Julio Medem ha dado numerosas muestras a lo largo de su filmografía de interesarse por la naturaleza oculta de las cosas, valiéndose de las imágenes, a las que se pretende preñar de significado(s), como vía de acceso al substrato inconsciente. En la caracterización que Joaquín Furriel imprime a su rol, de rotunda presencia física, confluyen los rasgos arquetípicos de una masculinidad libidinosa, que se construye tanto desde el influjo ejercido sobre las mujeres —a las que necesita para enraizarse— como en esa impronta fatalista, macerada en sangre y violencia, determinada por una irrefrenable pulsión de muerte. En un corpus temático en que han terminado por imponerse desnaturalizados retratos femeninos —lindando en ocasiones, como vimos, con la hagiografía— resulta reconfortante este retorno a las esencias, no precisamente acomodaticio, revestido de una poderosa carga simbólica: del negro de la piel de toro al rojo del deportivo que conduce, inexorablemente, a Olmo a la autoinmolación, postrero sacrificio ante todo el daño causado. Una sucesión de estimulantes metáforas, como vemos, que apelan al trasfondo ancestral del hecho masculino, pero que pierden relevancia propia al ser explicitadas, recurriendo a una literalidad verbal cuando menos redundante.
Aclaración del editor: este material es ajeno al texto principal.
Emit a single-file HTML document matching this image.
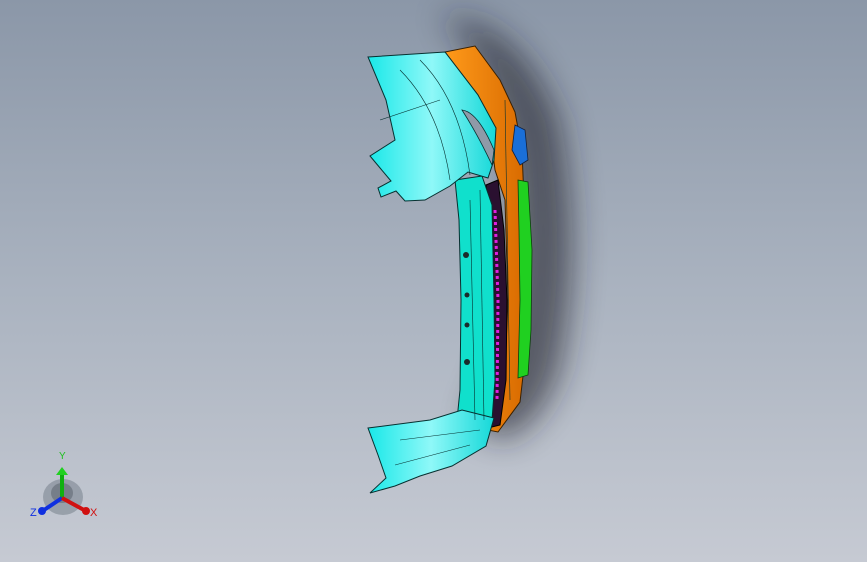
<!DOCTYPE html>
<html><head><style>
html,body{margin:0;padding:0}
body{width:867px;height:562px;overflow:hidden;background:linear-gradient(180deg,#8b97a8 0%,#a9b2bf 50%,#c6cad3 100%);font-family:"Liberation Sans",sans-serif}
svg{position:absolute;left:0;top:0}
</style></head><body>
<svg width="867" height="562" viewBox="0 0 867 562">
<defs>
<filter id="bl" x="-50%" y="-50%" width="200%" height="200%"><feGaussianBlur stdDeviation="16"/></filter>
<linearGradient id="cy" x1="0" y1="0" x2="1" y2="0"><stop offset="0" stop-color="#19e8e8"/><stop offset="0.5" stop-color="#8ff8f8"/><stop offset="1" stop-color="#15d8d8"/></linearGradient>
<linearGradient id="or" x1="0" y1="0" x2="1" y2="0"><stop offset="0" stop-color="#ff9a1a"/><stop offset="1" stop-color="#d86a00"/></linearGradient>
</defs>
<path d="M440 15 Q520 20 560 120 Q585 250 560 370 Q540 430 500 440 L470 420 Q530 300 510 150 Q490 60 440 15Z" fill="#1a1f28" opacity="0.6" filter="url(#bl)"/>
<path d="M445 52 L475 46 L500 80 L515 112 L522 150 L526 250 L526 350 L520 402 L498 432 L488 430 L504 390 L508 300 L505 200 L495 170 L490 130 L478 95Z" fill="url(#or)" stroke="#3a2000" stroke-width="1"/>
<path d="M515 125 L525 130 L528 160 L520 165 L512 150Z" fill="#1a6fd8" stroke="#102040" stroke-width="0.8"/>
<path d="M518 180 L528 182 L532 250 L531 330 L528 375 L518 378 L520 300 L519 230Z" fill="#20d020" stroke="#0a400a" stroke-width="0.8"/>
<path d="M486 185 L498 180 L504 230 L507 300 L506 380 L500 425 L488 428 L492 380 L494 300 L492 230Z" fill="#2a1030" stroke="#000" stroke-width="1"/>
<path d="M495 210 L498 300 L497 400" stroke="#e020e0" stroke-width="3" stroke-dasharray="3 3" fill="none"/>
<path d="M455 180 L482 176 L492 205 L494 300 L495 380 L492 420 L478 442 L455 440 L460 390 L461 300 L459 220Z" fill="#10e0cc" stroke="#063030" stroke-width="1"/>
<path d="M368 57 L445 52 L478 95 L496 128 L494 160 L488 178 L468 172 L450 186 L425 200 L405 201 L396 191 L381 197 L378 188 L391 181 L370 156 L395 140 L386 100Z" fill="url(#cy)" stroke="#063030" stroke-width="1"/>
<path d="M462 110 Q478 112 494 150 L492 165 Q478 135 462 110Z" fill="#8f9aa8" stroke="#063030" stroke-width="0.8"/>
<path d="M368 428 L430 420 L462 410 L494 418 L486 446 L452 466 L420 476 L395 486 L370 493 L386 478 L378 455Z" fill="url(#cy)" stroke="#063030" stroke-width="1"/>
<g stroke="#063030" stroke-width="0.6" fill="none">
<path d="M400 70 Q440 110 450 180"/><path d="M420 60 Q460 100 470 175"/><path d="M380 120 L440 100"/>
<path d="M470 200 L475 420"/><path d="M480 190 L484 420"/><path d="M400 440 L480 430"/><path d="M395 465 L470 445"/>
<path d="M505 100 L510 400"/>
</g>
<g fill="#1a2a2a"><circle cx="466" cy="255" r="3"/><circle cx="467" cy="295" r="2.5"/><circle cx="467" cy="325" r="2.5"/><circle cx="467" cy="362" r="3"/></g>
<ellipse cx="63" cy="497" rx="20" ry="18" fill="#707a85" opacity="0.5"/>
<ellipse cx="62" cy="493" rx="11" ry="10" fill="#555e68" opacity="0.5"/>
<line x1="62" y1="498" x2="62" y2="473" stroke="#10b010" stroke-width="4"/>
<path d="M56 475 L62 467 L68 475Z" fill="#20d020"/>
<line x1="62" y1="498" x2="44" y2="510" stroke="#1030e0" stroke-width="4"/>
<circle cx="42" cy="511" r="4" fill="#1030e0"/>
<line x1="62" y1="498" x2="84" y2="510" stroke="#d01010" stroke-width="4"/>
<circle cx="86" cy="511" r="4" fill="#d01010"/>
<text x="59" y="459" font-size="10" fill="#20c020" font-family="Liberation Sans">Y</text>
<text x="30" y="516" font-size="11" fill="#1030e0" font-family="Liberation Sans">Z</text>
<text x="90" y="516" font-size="11" fill="#d01010" font-family="Liberation Sans">X</text>
</svg>
</body></html>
Una vez más el guionista arrincona al creador de imágenes, a las que no se permite volar nuevamente libres, dada la necesidad de explicar aquello que debería ser libremente interpretado, recurriendo a sus propias claves, por el espectador. Un defecto que se ha vuelto más evidente en la medida en que la deriva actual de su cine ha acentuado sus rasgos más convencionales, que en El árbol de la sangre conviven en equilibrio inestable con la proverbial apelación al azar como elemento vertebrador, la pasión amorosa devenida en motivación última de nuestras vidas: el abrazo de Rebeca y Marc en la orilla de un mar en calma simboliza, una vez cerrado el círculo de su complejo trasfondo personal, el establecimiento de un vínculo afectivo sólido, surgido de la catarsis posterior a la asunción de la verdad. Todos y cada uno de los conflictos familiares previos, a los que la elegancia de las soluciones visuales implementadas, así como de la evocadora columna musical de Lucas Vidal —en el que el firmante de Tierra (1996) ha encontrado, ahí es nada, un dignísimo sucesor de Alberto Iglesias— confieren homogeneidad estilística, confluyen en este final luminoso y esperanzado, como sólo puede serlo un soleado día del estío mediterráneo. Medem vuelve a ser, en definitiva, capaz de lo mejor y de lo peor, y sólo por eso sigue mereciendo el beneficio de la duda.